= Stated task =
Write out all lines holding the word "React".

= Source material =
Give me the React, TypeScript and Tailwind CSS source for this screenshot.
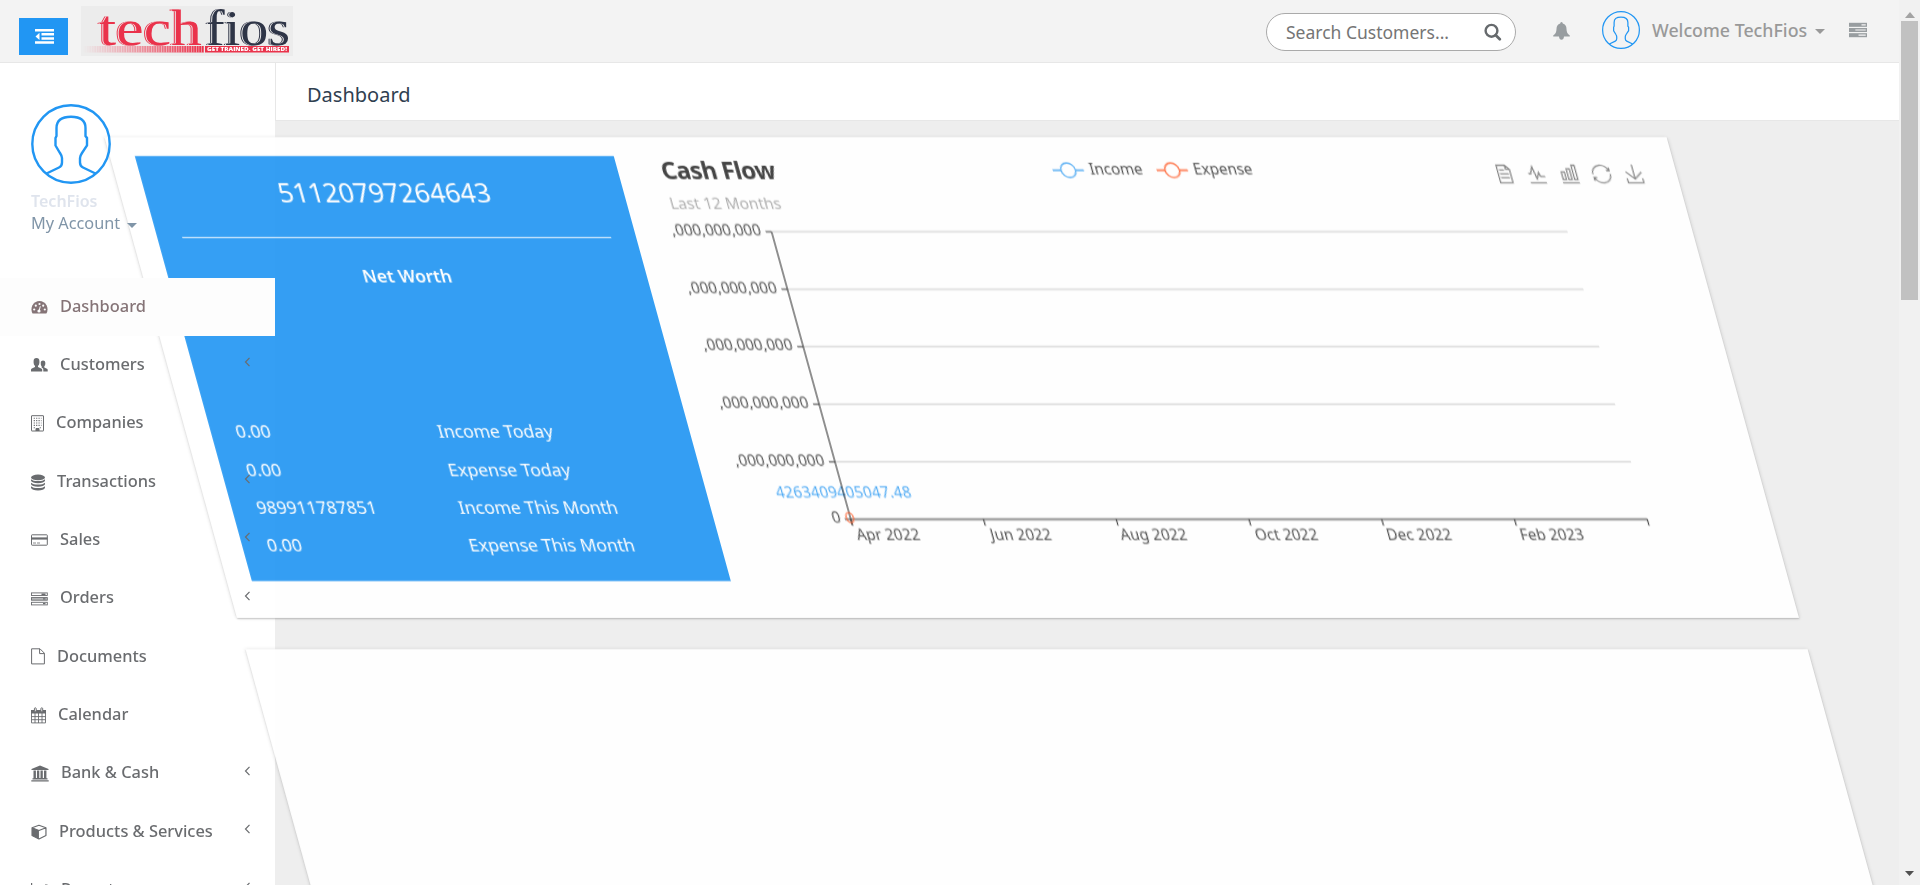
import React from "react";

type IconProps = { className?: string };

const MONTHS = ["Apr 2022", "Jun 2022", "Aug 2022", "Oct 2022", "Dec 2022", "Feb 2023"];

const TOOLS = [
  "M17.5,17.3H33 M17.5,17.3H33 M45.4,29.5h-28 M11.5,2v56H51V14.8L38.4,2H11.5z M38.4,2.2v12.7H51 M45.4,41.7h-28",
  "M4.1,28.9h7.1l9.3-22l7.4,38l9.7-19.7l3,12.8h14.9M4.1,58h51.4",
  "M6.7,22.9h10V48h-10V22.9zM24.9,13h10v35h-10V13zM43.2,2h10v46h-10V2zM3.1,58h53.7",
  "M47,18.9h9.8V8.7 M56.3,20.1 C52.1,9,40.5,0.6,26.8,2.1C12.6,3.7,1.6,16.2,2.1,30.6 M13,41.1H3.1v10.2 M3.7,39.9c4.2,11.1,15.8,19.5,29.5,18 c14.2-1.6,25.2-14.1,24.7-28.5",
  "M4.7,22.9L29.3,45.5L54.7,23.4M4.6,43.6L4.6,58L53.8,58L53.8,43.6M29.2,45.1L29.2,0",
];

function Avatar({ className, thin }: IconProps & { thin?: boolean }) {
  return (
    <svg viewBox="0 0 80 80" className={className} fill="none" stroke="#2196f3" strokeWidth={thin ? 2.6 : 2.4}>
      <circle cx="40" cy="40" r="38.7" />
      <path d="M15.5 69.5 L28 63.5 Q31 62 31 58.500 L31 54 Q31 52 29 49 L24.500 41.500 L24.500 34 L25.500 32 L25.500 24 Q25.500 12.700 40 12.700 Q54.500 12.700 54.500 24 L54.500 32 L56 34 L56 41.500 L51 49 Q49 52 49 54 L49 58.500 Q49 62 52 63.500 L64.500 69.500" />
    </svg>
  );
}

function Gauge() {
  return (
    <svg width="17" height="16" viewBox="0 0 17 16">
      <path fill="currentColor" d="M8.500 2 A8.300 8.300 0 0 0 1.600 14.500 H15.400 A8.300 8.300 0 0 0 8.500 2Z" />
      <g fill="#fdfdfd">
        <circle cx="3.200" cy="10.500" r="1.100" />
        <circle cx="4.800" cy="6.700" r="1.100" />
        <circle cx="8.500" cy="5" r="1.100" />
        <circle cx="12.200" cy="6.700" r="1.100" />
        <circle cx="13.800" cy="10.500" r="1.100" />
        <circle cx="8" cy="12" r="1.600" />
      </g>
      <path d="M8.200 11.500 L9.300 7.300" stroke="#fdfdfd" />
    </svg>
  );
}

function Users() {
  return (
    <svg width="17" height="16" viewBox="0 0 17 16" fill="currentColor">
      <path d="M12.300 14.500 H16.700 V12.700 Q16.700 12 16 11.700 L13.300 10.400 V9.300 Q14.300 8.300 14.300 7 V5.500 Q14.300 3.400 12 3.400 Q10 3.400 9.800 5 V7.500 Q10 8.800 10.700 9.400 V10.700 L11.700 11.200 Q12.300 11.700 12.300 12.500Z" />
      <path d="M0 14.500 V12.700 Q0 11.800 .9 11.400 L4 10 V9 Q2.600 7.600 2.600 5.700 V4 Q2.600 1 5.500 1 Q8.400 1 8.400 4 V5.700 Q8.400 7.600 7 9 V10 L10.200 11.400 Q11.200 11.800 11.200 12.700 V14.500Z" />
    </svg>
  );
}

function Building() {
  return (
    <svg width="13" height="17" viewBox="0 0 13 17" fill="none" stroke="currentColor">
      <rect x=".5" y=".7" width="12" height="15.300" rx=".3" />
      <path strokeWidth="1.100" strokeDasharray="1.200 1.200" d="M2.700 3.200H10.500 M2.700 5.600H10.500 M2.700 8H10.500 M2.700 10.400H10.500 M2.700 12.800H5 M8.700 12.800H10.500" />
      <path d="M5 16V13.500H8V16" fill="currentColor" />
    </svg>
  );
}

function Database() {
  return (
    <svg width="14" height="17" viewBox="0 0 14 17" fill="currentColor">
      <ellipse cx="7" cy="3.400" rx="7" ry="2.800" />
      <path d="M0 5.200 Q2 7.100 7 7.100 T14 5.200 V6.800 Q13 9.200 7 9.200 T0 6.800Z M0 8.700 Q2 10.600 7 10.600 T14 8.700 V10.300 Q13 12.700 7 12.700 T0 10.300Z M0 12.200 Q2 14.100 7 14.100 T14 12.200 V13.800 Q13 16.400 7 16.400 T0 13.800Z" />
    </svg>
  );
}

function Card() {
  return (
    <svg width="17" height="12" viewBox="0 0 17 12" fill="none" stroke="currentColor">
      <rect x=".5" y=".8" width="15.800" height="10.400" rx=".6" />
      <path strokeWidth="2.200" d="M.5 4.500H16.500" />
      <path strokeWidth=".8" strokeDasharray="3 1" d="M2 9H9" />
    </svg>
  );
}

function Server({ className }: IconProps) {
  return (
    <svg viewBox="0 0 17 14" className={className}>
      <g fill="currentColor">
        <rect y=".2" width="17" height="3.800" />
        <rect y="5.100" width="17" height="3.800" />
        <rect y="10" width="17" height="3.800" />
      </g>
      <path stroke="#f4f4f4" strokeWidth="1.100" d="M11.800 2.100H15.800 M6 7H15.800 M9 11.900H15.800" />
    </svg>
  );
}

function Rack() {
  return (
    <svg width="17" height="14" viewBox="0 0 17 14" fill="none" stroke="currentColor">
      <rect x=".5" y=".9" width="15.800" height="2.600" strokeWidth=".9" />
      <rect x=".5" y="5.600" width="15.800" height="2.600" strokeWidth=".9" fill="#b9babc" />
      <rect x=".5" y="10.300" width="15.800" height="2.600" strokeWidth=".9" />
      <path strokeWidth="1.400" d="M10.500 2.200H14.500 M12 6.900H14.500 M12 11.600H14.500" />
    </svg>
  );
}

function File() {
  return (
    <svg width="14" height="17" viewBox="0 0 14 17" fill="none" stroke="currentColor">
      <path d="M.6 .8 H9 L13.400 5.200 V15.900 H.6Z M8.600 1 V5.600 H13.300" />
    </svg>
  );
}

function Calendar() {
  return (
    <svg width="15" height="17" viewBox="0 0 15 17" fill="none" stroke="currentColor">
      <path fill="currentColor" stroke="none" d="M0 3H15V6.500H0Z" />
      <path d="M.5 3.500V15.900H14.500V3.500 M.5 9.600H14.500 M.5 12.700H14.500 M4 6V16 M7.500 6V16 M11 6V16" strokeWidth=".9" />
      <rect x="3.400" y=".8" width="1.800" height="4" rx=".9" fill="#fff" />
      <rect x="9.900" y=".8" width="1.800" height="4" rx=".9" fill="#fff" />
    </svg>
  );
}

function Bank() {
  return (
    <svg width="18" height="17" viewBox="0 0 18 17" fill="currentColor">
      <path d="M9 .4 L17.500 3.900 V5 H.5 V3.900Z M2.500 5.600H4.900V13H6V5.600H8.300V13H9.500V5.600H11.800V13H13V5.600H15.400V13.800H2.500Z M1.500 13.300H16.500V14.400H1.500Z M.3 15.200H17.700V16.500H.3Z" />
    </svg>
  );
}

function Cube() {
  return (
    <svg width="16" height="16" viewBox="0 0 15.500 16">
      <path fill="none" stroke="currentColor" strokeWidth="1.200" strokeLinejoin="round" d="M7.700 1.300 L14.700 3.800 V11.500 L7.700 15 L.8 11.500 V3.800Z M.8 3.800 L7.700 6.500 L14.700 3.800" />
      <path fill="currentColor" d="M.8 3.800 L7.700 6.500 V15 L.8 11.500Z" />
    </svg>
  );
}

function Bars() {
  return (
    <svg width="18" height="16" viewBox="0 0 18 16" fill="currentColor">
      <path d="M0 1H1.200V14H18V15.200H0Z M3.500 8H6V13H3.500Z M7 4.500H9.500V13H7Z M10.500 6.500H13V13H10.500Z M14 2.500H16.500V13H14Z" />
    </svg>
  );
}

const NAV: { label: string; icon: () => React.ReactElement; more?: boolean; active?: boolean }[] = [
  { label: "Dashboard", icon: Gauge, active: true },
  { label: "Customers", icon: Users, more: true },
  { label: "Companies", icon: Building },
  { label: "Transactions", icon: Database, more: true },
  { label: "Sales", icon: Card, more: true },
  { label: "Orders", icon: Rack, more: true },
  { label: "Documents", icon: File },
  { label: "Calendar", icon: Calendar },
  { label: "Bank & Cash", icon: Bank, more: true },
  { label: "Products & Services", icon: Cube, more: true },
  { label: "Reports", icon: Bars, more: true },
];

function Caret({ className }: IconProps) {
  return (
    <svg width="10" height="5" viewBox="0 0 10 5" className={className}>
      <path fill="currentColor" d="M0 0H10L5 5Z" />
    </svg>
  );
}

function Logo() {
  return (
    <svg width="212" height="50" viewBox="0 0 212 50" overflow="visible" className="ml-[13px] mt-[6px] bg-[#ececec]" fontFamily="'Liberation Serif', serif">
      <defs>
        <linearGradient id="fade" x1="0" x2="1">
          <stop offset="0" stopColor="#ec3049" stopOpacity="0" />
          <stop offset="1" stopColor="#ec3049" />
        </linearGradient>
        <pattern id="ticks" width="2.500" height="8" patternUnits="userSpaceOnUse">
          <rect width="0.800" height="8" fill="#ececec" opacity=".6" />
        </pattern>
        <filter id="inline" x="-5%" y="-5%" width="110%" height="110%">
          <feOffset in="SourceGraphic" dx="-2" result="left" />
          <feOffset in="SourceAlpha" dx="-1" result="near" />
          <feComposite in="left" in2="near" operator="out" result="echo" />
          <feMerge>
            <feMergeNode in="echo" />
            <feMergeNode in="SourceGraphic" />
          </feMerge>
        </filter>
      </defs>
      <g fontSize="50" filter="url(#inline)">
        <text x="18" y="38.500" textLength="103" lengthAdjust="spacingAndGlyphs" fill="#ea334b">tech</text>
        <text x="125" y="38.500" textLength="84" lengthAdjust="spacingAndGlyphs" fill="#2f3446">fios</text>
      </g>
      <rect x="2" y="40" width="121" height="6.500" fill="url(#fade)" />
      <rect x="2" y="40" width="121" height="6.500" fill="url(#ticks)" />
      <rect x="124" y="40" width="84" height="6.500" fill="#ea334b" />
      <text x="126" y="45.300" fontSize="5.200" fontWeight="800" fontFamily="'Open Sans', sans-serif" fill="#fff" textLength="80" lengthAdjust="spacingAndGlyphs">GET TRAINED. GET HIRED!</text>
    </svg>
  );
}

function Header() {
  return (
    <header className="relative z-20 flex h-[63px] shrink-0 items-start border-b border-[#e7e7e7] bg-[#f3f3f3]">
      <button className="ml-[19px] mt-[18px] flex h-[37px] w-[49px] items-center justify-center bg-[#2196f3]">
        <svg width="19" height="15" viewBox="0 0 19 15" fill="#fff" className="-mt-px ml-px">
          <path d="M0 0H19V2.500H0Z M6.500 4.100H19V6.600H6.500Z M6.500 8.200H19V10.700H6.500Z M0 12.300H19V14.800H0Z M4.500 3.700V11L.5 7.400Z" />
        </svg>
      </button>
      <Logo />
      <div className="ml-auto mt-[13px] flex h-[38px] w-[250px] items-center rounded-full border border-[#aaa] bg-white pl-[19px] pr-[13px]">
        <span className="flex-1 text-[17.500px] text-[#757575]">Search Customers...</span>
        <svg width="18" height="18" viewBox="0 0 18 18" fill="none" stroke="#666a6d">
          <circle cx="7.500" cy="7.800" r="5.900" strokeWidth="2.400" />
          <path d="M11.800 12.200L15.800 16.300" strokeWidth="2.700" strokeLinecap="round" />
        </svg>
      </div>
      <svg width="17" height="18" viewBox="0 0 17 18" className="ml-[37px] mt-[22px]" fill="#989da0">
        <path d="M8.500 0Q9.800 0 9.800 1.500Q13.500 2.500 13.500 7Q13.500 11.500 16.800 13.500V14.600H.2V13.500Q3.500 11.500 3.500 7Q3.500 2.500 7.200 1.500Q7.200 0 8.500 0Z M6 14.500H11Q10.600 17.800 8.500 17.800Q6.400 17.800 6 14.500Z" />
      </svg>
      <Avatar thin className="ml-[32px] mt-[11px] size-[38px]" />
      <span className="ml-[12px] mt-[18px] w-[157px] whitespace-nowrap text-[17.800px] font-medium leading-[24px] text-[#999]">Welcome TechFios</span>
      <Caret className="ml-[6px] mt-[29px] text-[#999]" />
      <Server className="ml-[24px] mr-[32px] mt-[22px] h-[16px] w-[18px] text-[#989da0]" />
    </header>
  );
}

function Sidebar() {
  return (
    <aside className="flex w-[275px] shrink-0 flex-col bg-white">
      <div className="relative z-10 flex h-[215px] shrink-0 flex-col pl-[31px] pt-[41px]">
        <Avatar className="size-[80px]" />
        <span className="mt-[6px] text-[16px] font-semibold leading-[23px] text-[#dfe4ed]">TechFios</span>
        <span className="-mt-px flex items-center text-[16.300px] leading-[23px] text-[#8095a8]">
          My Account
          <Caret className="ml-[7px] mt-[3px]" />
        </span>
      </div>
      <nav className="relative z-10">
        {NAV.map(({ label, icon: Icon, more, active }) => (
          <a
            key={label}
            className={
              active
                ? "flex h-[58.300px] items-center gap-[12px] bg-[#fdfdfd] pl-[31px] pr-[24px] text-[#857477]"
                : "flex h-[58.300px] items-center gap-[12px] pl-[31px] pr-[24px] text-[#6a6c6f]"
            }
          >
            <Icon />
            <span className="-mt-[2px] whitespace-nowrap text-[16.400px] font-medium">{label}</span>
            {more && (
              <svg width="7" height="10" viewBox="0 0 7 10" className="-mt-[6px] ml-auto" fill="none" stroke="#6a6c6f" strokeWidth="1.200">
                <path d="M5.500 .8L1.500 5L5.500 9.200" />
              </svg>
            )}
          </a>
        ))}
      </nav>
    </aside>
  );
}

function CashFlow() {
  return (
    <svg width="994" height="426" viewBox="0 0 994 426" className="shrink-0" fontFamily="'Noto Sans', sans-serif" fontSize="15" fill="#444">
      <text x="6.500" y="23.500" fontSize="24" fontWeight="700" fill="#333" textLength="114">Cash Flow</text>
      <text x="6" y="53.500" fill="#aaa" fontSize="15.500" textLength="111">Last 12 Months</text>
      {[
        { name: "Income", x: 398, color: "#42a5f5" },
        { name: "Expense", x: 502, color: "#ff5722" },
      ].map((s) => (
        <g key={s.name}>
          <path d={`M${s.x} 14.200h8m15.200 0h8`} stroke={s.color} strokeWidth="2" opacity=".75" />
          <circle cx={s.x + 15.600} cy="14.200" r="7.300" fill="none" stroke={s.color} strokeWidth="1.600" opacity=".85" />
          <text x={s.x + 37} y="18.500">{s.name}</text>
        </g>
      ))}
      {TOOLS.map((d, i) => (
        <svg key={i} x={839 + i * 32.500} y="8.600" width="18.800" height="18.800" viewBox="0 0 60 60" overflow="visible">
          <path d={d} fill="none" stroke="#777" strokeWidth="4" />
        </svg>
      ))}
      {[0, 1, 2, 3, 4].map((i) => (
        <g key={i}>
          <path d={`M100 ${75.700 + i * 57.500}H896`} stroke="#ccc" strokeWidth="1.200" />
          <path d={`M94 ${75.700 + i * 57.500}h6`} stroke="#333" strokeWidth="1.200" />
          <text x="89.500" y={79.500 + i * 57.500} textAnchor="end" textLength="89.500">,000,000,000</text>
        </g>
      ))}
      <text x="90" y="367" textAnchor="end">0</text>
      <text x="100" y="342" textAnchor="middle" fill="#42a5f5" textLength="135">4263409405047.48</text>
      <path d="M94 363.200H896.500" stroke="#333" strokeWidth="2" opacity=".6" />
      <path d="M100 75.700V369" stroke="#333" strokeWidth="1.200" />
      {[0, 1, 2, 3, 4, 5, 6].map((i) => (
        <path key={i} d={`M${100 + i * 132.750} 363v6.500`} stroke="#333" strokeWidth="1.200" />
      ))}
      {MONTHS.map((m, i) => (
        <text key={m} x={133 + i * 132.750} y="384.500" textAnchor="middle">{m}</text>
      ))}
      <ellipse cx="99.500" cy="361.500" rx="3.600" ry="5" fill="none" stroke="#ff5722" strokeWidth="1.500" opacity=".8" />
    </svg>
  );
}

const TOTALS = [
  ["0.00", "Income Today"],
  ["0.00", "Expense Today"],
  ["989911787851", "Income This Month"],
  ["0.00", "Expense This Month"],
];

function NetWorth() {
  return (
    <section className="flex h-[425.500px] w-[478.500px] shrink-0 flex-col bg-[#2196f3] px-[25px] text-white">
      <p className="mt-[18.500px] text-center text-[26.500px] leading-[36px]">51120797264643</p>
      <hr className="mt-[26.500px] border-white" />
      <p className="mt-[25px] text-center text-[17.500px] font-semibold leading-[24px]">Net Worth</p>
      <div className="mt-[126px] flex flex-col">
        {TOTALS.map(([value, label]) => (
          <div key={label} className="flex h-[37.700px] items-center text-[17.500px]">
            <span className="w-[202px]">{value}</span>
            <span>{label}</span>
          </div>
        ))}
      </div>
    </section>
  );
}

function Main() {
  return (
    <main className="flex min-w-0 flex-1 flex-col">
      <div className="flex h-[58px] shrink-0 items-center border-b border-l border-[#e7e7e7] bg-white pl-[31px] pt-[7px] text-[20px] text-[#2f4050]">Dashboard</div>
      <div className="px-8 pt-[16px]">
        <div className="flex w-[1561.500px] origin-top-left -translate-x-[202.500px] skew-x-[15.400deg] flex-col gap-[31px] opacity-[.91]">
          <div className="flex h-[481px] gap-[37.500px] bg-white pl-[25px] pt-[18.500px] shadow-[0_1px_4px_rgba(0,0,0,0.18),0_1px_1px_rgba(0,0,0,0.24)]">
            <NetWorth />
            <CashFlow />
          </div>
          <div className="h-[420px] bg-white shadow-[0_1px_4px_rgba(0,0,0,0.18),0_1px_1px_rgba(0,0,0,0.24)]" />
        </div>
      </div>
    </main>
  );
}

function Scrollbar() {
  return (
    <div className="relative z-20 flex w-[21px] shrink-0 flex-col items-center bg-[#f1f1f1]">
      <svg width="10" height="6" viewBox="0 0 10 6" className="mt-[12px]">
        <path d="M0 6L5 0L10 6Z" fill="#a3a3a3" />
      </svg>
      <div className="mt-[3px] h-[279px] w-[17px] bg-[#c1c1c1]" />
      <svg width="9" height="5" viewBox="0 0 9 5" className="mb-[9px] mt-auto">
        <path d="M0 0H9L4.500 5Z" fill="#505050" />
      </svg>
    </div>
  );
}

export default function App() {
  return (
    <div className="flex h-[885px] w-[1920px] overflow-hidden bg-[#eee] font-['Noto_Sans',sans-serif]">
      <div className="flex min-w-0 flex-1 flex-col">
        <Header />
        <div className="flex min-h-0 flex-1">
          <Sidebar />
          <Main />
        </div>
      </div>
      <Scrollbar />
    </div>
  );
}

= Task response =
Give me the React, TypeScript and Tailwind CSS source for this screenshot.
import React from "react";
const NAV: { label: string; icon: () => React.ReactElement; more?: boolean; active?: boolean }[] = [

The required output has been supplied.